Self-healing is one of the core capabilities of science fiction superheroes, most notably Wolverine of X-Men fame. Now, scientists have managed to create an artificial material that not only stretches to almost fifty times its usual length, but also heals itself automatically after being cut by a pair of scissors. Read on to find out more.
Wolverine, perhaps the most popular of the X-Men, has self-healing properties that makes him virtually unbeatable in battle. Now, science may finally be just about catching up with science fiction, as scientists announce the successful creation of a transparent ionic conductor that is self-healing.
The material can heal itself from a scissor cut within twenty four hours at room temperature. This is not quite Wolverine’s speed, admittedly, but it’s definitely a start.
Researchers have been able to create ionic conductors before – it means materials that can conduct electricity by movement of ions – but creating one with self-healing properties has proven to be elusive. This requires non-covalent bonds between individual molecules that do not share electrons, and when electricity passes through these bonds, they get degraded, so the healing is not of high quality.
University of California researcher Chao Wang and his colleagues used ion-dipole interactions to hold the molecules together. This means that the polar molecules carry a slight electrical imbalance within them, which gives rise to electrostatic attraction between them. As a result, the final material is stretchable to almost fifty times its length, and when a scissor cut is made, the material constricts, forms new bonds and becomes whole again.
Wang and his team placed a transparent membrane between two layers of the new material to produce an artificial muscle prototype. This artificial muscle is activated by electrical signals the same way a human muscle responds to brain signals. This carries profound implications to the future of prosthetic muscles and artificial intelligence.

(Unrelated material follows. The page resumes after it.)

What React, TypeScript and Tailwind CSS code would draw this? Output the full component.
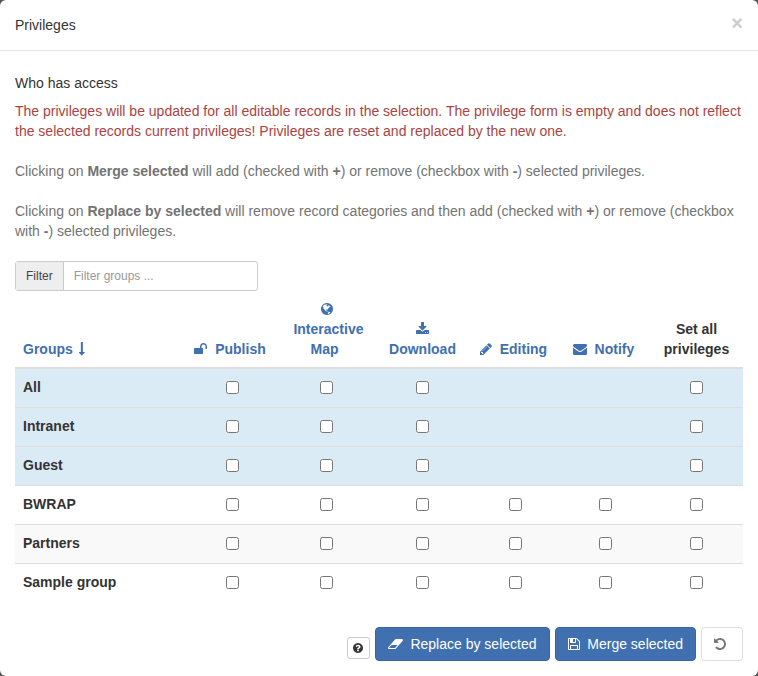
import { useState } from "react";

type IconProps = { path: string; box?: string; className?: string };

function Icon({ path, box = "128 0 1536 1792", className = "w-3 h-3.5" }: IconProps) {
  return (
    <svg viewBox={box} className={`inline-block fill-current align-[-2px] ${className}`} aria-hidden="true">
      <path d={path} />
    </svg>
  );
}

const icons = {
  arrow: "M1157 1299q11 25-8 47l-350 384q-10 10-23 10-14 0-24-10l-355-384q-18-21-8-47 12-25 38-25h224v-1248q0-14 9-23t23-9h192q14 0 23 9t9 23v1248h224q28 0 26 25z",
  unlock: "M1728 576v256q0 26-19 45t-45 19h-64q-26 0-45-19t-19-45v-256q0-106-75-181t-181-75-181 75-75 181v192h96q40 0 68 28t28 68v576q0 40-28 68t-68 28h-960q-40 0-68-28t-28-68v-576q0-40 28-68t68-28h672v-192q0-185 131.500-316.500t316.500-131.500 316.500 131.500 131.500 316.500z",
  globe: "M896 128q209 0 385.500 103t279.500 279.500 103 385.500-103 385.500-279.500 279.500-385.500 103-385.500-103-279.500-279.500-103-385.500 103-385.500 279.500-279.500 385.500-103zm274 521q-2 1-9.500 9.500t-13.500 9.500q2 0 4.500-5t5-11 3.500-7q6-7 22-15 14-6 52-12 34-8 51 11-2-2 9.500-13t14.500-12q3-2 15-4.500t15-7.500l2-22q-12 1-17.500-7t-6.500-21q0 2-6 8 0-7-4.500-8t-11.500 1-9 1q-10-3-15-7.500t-8-16.500-4-15q-2-5-9.500-11t-9.500-10q-1-2-2.500-5.500t-3-6.500-4-5.500-5.500-2.500-7 5-7.500 10-4.500 5q-3-2-6-1.500t-4.500 1-4.500 3-5 3.500q-3 2-8.500 3t-8.500 2q15-5-1-11-10-4-16-3 9-4 7.500-12t-8.500-14h5q-1-4-8.500-8.500t-17.500-8.500-13-6q-8-5-34-9.500t-33-.5q-5 6-4.500 10.500t4 14 3.500 12.500q1 6-5.500 13t-6.500 12q0 7 14 15.500t10 21.500q-3 8-16 16t-16 12q-5 8-1.500 18.500t10.500 16.500q2 2 1.500 4t-3.500 4.500-5.500 4-6.500 3.500l-3 2q-11 5-20.500-6t-13.500-26q-7-25-16-30-23-8-29 1-5-13-41-26-25-9-58-4 6-1 0-15-7-15-19-12 3-6 4-17.500t1-13.500q3-13 12-23 1-1 7-8.500t9.500-13.500.5-6q35 4 50-11 5-5 11.500-17t10.500-17q9-6 14-5.500t14.500 5.500 14.500 5q14 1 15.500-11t-7.500-20q12 1 3-17-4-7-8-9-12-4-27 5-8 4 2 8-1-1-9.500 10.500t-16.500 17.500-16-5q-1-1-5.500-13.500t-9.500-13.500q-8 0-16 15 3-8-11-15t-24-8q19-12-8-27-7-4-20.500-5t-19.500 4q-5 7-5.500 11.500t5 8 10.500 5.500 11.500 4 8.500 3q14 10 8 14-2 1-8.500 3.500t-11.500 4.500-6 4q-3 4 0 14t-2 14q-5-5-9-17.500t-7-16.500q7 9-25 6l-10-1q-4 0-16 2t-20.500 1-13.500-8q-4-8 0-20 1-4 4-2-4-3-11-9.500t-10-8.500q-46 15-94 41 6 1 12-1 5-2 13-6.500t10-5.500q34-14 42-7l5-5q14 16 20 25-7-4-30-1-20 6-22 12 7 12 5 18-4-3-11.500-10t-14.500-11-15-5q-16 0-22 1-146 80-235 222 7 7 12 8 4 1 5 9t2.500 11 11.500-3q9 8 3 19 1-1 44 27 19 17 21 21 3 11-10 18-1-2-9-9t-9-4q-3 5 .5 18.500t10.500 12.500q-7 0-9.500 16t-2.500 35.500-1 23.500l2 1q-3 12 5.500 34.500t21.500 19.500q-13 3 20 43 6 8 8 9 3 2 12 7.500t15 10 10 10.500q4 5 10 22.500t14 23.500q-2 6 9.500 20t10.500 23q-1 0-2.500 1t-2.500 1q3 7 15.500 14t15.500 13q1 3 2 10t3 11 8 2q2-20-24-62-15-25-17-29-3-5-5.500-15.500t-4.500-14.500q2 0 6 1.500t8.500 3.500 7.500 4 2 3q-3 7 2 17.500t12 18.500 17 19 12 13q6 6 14 19.500t0 13.500q9 0 20 10.500t17 19.500q5 8 8 26t5 24q2 7 8.500 13.500t12.500 9.500l16 8 13 7q5 2 18.500 10.500t21.500 11.500q10 4 16 4t14.500-2.500 13.500-3.500q15-2 29 15t21 21q36 19 55 11-2 1 .5 7.500t8 15.500 9 14.500 5.500 8.500q5 6 18 15t18 15q6-4 7-9-3 8 7 20t18 10q14-3 14-32-31 15-49-18 0-1-2.500-5.500t-4-8.500-2.500-8.500 0-7.500 5-3q9 0 10-3.500t-2-12.500-4-13q-1-8-11-20t-12-15q-5 9-16 8t-16-9q0 1-1.500 5.500t-1.500 6.500q-13 0-15-1 1-3 2.500-17.500t3.500-22.500q1-4 5.500-12t7.500-14.500 4-12.500-4.500-9.500-17.500-2.500q-19 1-26 20-1 3-3 10.500t-5 11.500-9 7q-7 3-24 2t-24-5q-13-8-22.500-29t-9.500-37q0-10 2.500-26.500t3-25-5.500-24.500q3-2 9-9.500t10-10.500q2-1 4.500-1.500t4.500 0 4-1.500 3-6q-1-1-4-3-3-3-4-3 7 3 28.500-1.500t27.500 1.500q15 11 22-2 0-1-2.500-9.500t-.5-13.500q5 27 29 9 3 3 15.500 5t17.500 5q3 2 7 5.500t5.500 4.500 5-.5 8.500-6.500q10 14 12 24 11 40 19 44 7 3 11 2t4.500-9.500 0-14-1.500-12.500l-1-8v-18l-1-8q-15-3-18.500-12t1.500-18.500 15-18.500q1-1 8-3.500t15.500-6.500 12.500-8q21-19 15-35 7 0 11-9-1 0-5-3t-7.500-5-4.500-2q9-5 2-16 5-3 7.500-11t7.500-10q9 12 21 2 7-8 1-16 5-7 20.500-10.500t18.500-9.500q7 2 8-2t1-12 3-12q4-5 15-9t13-5l17-11q3-4 0-4 18 2 31-11 10-11-6-20 3-6-3-9.500t-15-5.500q3-1 11.500-.5t10.500-1.500q15-10-7-16-17-5-43 12zm-163 877q206-36 351-189-3-3-12.500-4.500t-12.500-3.500q-18-7-24-8 1-7-2.500-13t-8-9-12.500-8-11-7q-2-2-7-6t-7-5.500-7.500-4.500-8.500-2-10 1l-3 1q-3 1-5.500 2.500t-5.500 3-4 3 0 2.500q-21-17-36-22-5-1-11-5.500t-10.500-7-10-1.500-11.500 7q-5 5-6 15t-2 13q-7-5 0-17.500t2-18.500q-3-6-10.500-4.500t-12 4.500-11.500 8.500-9 6.500-8.500 5.500-8.500 7.500q-3 4-6 12t-5 11q-2-4-11.500-6.500t-9.500-5.500q2 10 4 35t5 38q7 31-12 48-27 25-29 40-4 22 12 26 0 7-8 20.500t-7 21.500q0 6 2 16z",
  download: "M1344 1344q0-26-19-45t-45-19-45 19-19 45 19 45 45 19 45-19 19-45zm256 0q0-26-19-45t-45-19-45 19-19 45 19 45 45 19 45-19 19-45zm128-224v320q0 40-28 68t-68 28h-1472q-40 0-68-28t-28-68v-320q0-40 28-68t68-28h465l135 136q58 56 136 56t136-56l136-136h464q40 0 68 28t28 68zm-325-569q17 41-14 70l-448 448q-18 19-45 19t-45-19l-448-448q-31-29-14-70 17-39 59-39h256v-448q0-26 19-45t45-19h256q26 0 45 19t19 45v448h256q42 0 59 39z",
  pencil: "M491 1536l91-91-235-235-91 91v107h128v128h107zm523-928q0-22-22-22-10 0-17 7l-542 542q-7 7-7 17 0 22 22 22 10 0 17-7l542-542q7-7 7-17zm-54-192l416 416-832 832h-416v-416zm683 96q0 53-37 90l-166 166-416-416 166-165q36-38 90-38 53 0 91 38l235 234q37 39 37 91z",
  envelope: "M1792 710v794q0 66-47 113t-113 47h-1472q-66 0-113-47t-47-113v-794q44 49 101 87 362 246 497 345 57 42 92.500 65.500t94.500 48 110 24.500h2q51 0 110-24.500t94.500-48 92.500-65.500q170-123 498-345 57-39 100-87zm0-294q0 79-49 151t-122 123q-376 261-468 325-10 7-42.500 31t-54 38.500-52 32.500-57.500 27-50 9h-2q-23 0-50-9t-57.500-27-52-32.500-54-38.500-42.500-31q-91-64-262-182.500t-205-142.500q-62-42-117-115.500t-55-136.500q0-78 41.500-130t118.500-52h1472q65 0 112.500 47t47.500 113z",
  eraser: "M896 1408l336-384h-768l-336 384h768zm1013-1077q15 34 9.500 71.500t-30.500 65.500l-896 1024q-38 44-96 44h-768q-38 0-69.500-20.500t-47.500-54.500q-15-34-9.500-71.500t30.500-65.500l896-1024q38-44 96-44h768q38 0 69.500 20.500t47.500 54.500z",
  save: "M512 1536h768v-384h-768v384zm896 0h128v-896q0-14-10-38.500t-20-34.500l-281-281q-10-10-34-20t-39-10v416q0 40-28 68t-68 28h-576q-40 0-68-28t-28-68v-416h-128v1280h128v-416q0-40 28-68t68-28h832q40 0 68 28t28 68v416zm-384-928v-320q0-13-9.500-22.500t-22.500-9.500h-192q-13 0-22.500 9.500t-9.500 22.500v320q0 13 9.500 22.500t22.500 9.500h192q13 0 22.500-9.500t9.500-22.500zm640 32v928q0 40-28 68t-68 28h-1344q-40 0-68-28t-28-68v-1344q0-40 28-68t68-28h928q40 0 88 20t76 48l280 280q28 28 48 76t20 88z",
  question: "M1024 1376v-192q0-14-9-23t-23-9h-192q-14 0-23 9t-9 23v192q0 14 9 23t23 9h192q14 0 23-9t9-23zm256-672q0-88-55.500-163t-138.500-116-170-41q-243 0-371 213-15 24 8 42l132 100q7 6 19 6 16 0 25-12 53-68 86-92 34-24 86-24 48 0 85.500 26t37.500 59q0 38-20 61t-68 45q-63 28-115.500 86.500t-52.500 125.500v36q0 14 9 23t23 9h192q14 0 23-9t9-23q0-19 21.500-49.500t54.500-49.500q32-18 49-28.500t46-35 44.500-48 28-60.500 12.500-81zm384 192q0 209-103 385.500t-279.500 279.500-385.500 103-385.500-103-279.500-279.500-103-385.500 103-385.500 279.500-279.500 385.500-103 385.500 103 279.500 279.500 103 385.500z",
  undo: "M1664 896q0 156-61 298t-164 245-245 164-298 61q-172 0-327-72.500t-264-204.500q-7-10-6.500-22.500t8.500-20.500l137-138q10-9 25-9 16 2 23 12 73 95 179 147t225 52q104 0 198.500-40.500t163.500-109.500 109.500-163.500 40.500-198.500-40.500-198.500-109.500-163.500-163.500-109.500-198.500-40.500q-98 0-188 35.500t-160 101.500l137 138q31 30 14 69-17 40-59 40h-448q-26 0-45-19t-19-45v-448q0-42 40-59 39-17 69 14l130 129q107-101 244.500-156.500t284.500-55.500q156 0 298 61t245 164 164 245 61 298z",
};

const columns = [
  { label: "Publish", icon: icons.unlock, box: "64 0 1664 1792", size: "w-[13px] h-3.5", width: "w-[92px]" },
  { label: "Interactive Map", icon: icons.globe, box: "128 0 1536 1792", size: "w-3 h-3.5", width: "w-[97px]" },
  { label: "Download", icon: icons.download, box: "64 0 1664 1792", size: "w-[13px] h-3.5", width: "w-[95px]" },
  { label: "Editing", icon: icons.pencil, box: "128 0 1536 1792", size: "w-3 h-3.5", width: "w-[91px]" },
  { label: "Notify", icon: icons.envelope, box: "0 0 1792 1792", size: "w-3.5 h-3.5", width: "w-[89px]" },
];

const groups = [
  { name: "All", reserved: true, row: "bg-[#dbebf6]" },
  { name: "Intranet", reserved: true, row: "bg-[#dbebf6]" },
  { name: "Guest", reserved: true, row: "bg-[#dbebf6]" },
  { name: "BWRAP", reserved: false, row: "bg-white" },
  { name: "Partners", reserved: false, row: "bg-[#f9f9f9]" },
  { name: "Sample group", reserved: false, row: "bg-white" },
];

const checkbox = "block mx-auto w-[13px] h-[13px]";

export default function App() {
  const [filter, setFilter] = useState("");
  const [checked, setChecked] = useState<Record<string, boolean>>({});

  const toggle = (key: string) => setChecked({ ...checked, [key]: !checked[key] });

  const toggleAll = (name: string, reserved: boolean) => {
    const next = { ...checked };
    const value = !checked[`${name}-all`];
    columns.slice(0, reserved ? 3 : 5).forEach((c) => (next[`${name}-${c.label}`] = value));
    next[`${name}-all`] = value;
    setChecked(next);
  };

  const visible = groups.filter((g) => g.name.toLowerCase().includes(filter.toLowerCase()));

  return (
    <div className="min-h-screen bg-[#555] font-['Liberation_Sans',Arial,sans-serif] text-sm leading-5 text-[#333]">
      <div className="min-h-screen rounded-md bg-white">
        <header className="flex items-start justify-between border-b border-[#e5e5e5] p-[15px]">
          <h4>Privileges</h4>
          <button type="button" aria-label="Close" className="text-xl font-bold leading-4 text-[#ccc]">
            ×
          </button>
        </header>

        <main className="px-[15px] pt-[22px]">
          <h5 className="mb-2">Who has access</h5>
          <p className="mb-5 text-[#a94442]">
            The privileges will be updated for all editable records in the selection. The privilege form is empty and
            does not reflect the selected records current privileges! Privileges are reset and replaced by the new one.
          </p>
          <p className="mb-5 text-[#737373]">
            Clicking on <b>Merge selected</b> will add (checked with <b>+</b>) or remove (checkbox with <b>-</b>)
            selected privileges.
          </p>
          <p className="mb-5 text-[#737373]">
            Clicking on <b>Replace by selected</b> will remove record categories and then add (checked with{" "}
            <b>+</b>) or remove (checkbox with <b>-</b>) selected privileges.
          </p>

          <div className="flex w-1/3 h-[30px] rounded-[3px] border border-[#ccc] text-xs">
            <label htmlFor="filter" className="flex items-center border-r border-[#ccc] bg-[#eee] px-2.5 text-[#444]">
              Filter
            </label>
            <input
              id="filter"
              className="min-w-0 flex-1 px-2.5 placeholder:text-[#999]"
              placeholder="Filter groups ..."
              value={filter}
              onChange={(e) => setFilter(e.target.value)}
            />
          </div>

          <table className="w-full table-fixed border-collapse">
            <thead>
              <tr className="border-b-2 border-[#ddd] align-bottom text-[#4070b0]">
                <th className="p-2 text-left">
                  <button type="button" className="font-bold">
                    Groups <Icon path={icons.arrow} box="414 0 896 1792" className="ml-0.5 w-[7px] h-3.5" />
                  </button>
                </th>
                {columns.map((c) => (
                  <th key={c.label} className={`p-2 ${c.width}`}>
                    <button type="button" className="font-bold">
                      <Icon path={c.icon} box={c.box} className={c.size} /> &nbsp;{c.label}&nbsp;
                    </button>
                  </th>
                ))}
                <th className="w-[93px] p-2 text-[#333]">Set all privileges</th>
              </tr>
            </thead>
            <tbody>
              {visible.map((g) => (
                <tr key={g.name} className={`h-[39px] border-t border-[#ddd] first:border-t-0 ${g.row}`}>
                  <th scope="row" className="px-2 pt-2 text-left align-top">
                    {g.name}
                  </th>
                  {columns.map((c, i) => (
                    <td key={c.label}>
                      {(i < 3 || !g.reserved) && (
                        <input
                          type="checkbox"
                          aria-label={`${g.name} ${c.label}`}
                          className={checkbox}
                          checked={!!checked[`${g.name}-${c.label}`]}
                          onChange={() => toggle(`${g.name}-${c.label}`)}
                        />
                      )}
                    </td>
                  ))}
                  <td>
                    <input
                      type="checkbox"
                      aria-label={`${g.name} all privileges`}
                      className={checkbox}
                      checked={!!checked[`${g.name}-all`]}
                      onChange={() => toggleAll(g.name, g.reserved)}
                    />
                  </td>
                </tr>
              ))}
            </tbody>
          </table>

          <div className="mt-[25px] flex items-end justify-end gap-[5px] pb-[15px]">
            <button
              type="button"
              aria-label="Help"
              className="mb-0.5 flex h-[22px] w-[23px] items-center justify-center rounded-[3px] border border-[#ccc]"
            >
              <Icon path={icons.question} box="128 128 1536 1536" className="w-2.5 h-2.5" />
            </button>
            <button type="button" className="h-[34px] rounded border border-[#3a659e] bg-[#4070b0] px-3 text-white">
              <Icon path={icons.eraser} box="0 0 1920 1792" className="w-[15px] h-3.5" /> &nbsp;Replace by selected
            </button>
            <button type="button" className="h-[34px] rounded border border-[#3a659e] bg-[#4070b0] px-3 text-white">
              <Icon path={icons.save} /> &nbsp;Merge selected
            </button>
            <button
              type="button"
              aria-label="Reset"
              className="h-[34px] w-[42px] rounded border border-[#ddd] px-3 text-left text-[#777]"
            >
              <Icon path={icons.undo} />
            </button>
          </div>
        </main>
      </div>
    </div>
  );
}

Self-healing electrical conductors find applications in improving the quality of power sources and machines. There are also many possible applications in space travel. Robotics is also a prime target, with the material giving a robot the ability to heal after sustaining mechanical damage, and thus stretch the lifetime of not only its physical materials but also its electronic components. This material can also potentially increase the lifetime of lithium ion batteries that are used in electric cars.
The full spectrum of applications where this material will come of use will only be fully appreciated with time, as more and more improvements make it commercially viable and available.